▶ **Objective**:
Copy everything in the listing below word for word, apart from any images.

▶ **Provided data**:
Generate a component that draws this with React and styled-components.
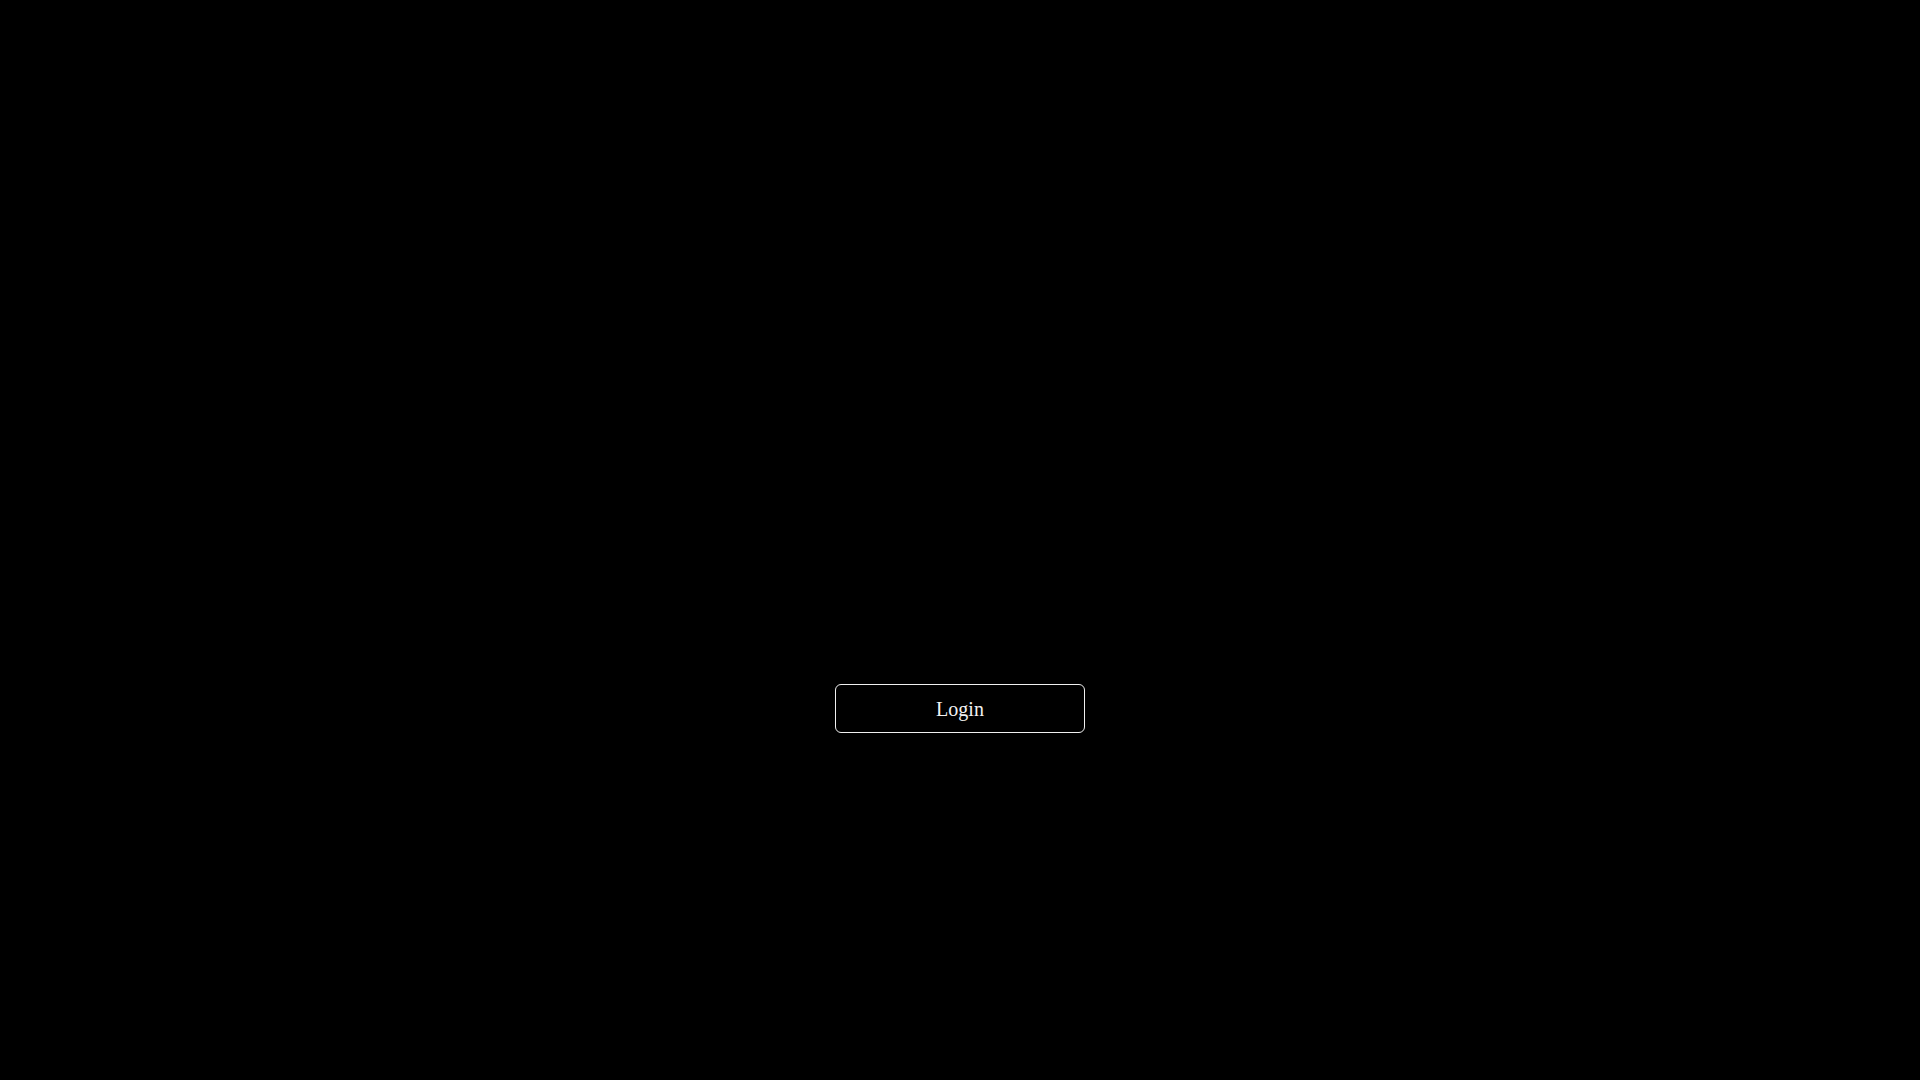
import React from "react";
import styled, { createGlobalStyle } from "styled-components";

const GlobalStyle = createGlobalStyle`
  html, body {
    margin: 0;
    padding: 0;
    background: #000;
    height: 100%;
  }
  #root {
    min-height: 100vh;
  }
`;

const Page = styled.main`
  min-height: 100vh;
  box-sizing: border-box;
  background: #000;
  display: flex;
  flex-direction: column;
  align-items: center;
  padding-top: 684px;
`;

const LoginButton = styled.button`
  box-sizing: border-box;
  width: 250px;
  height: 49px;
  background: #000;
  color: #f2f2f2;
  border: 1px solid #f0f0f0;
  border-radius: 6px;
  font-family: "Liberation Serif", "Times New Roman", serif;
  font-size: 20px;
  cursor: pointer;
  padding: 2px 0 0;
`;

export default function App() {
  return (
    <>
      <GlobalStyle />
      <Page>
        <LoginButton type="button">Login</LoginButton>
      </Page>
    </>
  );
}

▶ **Result of the exercise**:
Generate a component that draws this with React and styled-components.
import React from "react";
import styled, { createGlobalStyle } from "styled-components";

const GlobalStyle = createGlobalStyle`
  html, body {
    margin: 0;
    padding: 0;
    background: #000;
    height: 100%;
  }
  #root {
    min-height: 100vh;
  }
`;

const Page = styled.main`
  min-height: 100vh;
  box-sizing: border-box;
  background: #000;
  display: flex;
  flex-direction: column;
  align-items: center;
  padding-top: 684px;
`;

const LoginButton = styled.button`
  box-sizing: border-box;
  width: 250px;
  height: 49px;
  background: #000;
  color: #f2f2f2;
  border: 1px solid #f0f0f0;
  border-radius: 6px;
  font-family: "Liberation Serif", "Times New Roman", serif;
  font-size: 20px;
  cursor: pointer;
  padding: 2px 0 0;
`;

export default function App() {
  return (
    <>
      <GlobalStyle />
      <Page>
        <LoginButton type="button">Login</LoginButton>
      </Page>
    </>
  );
}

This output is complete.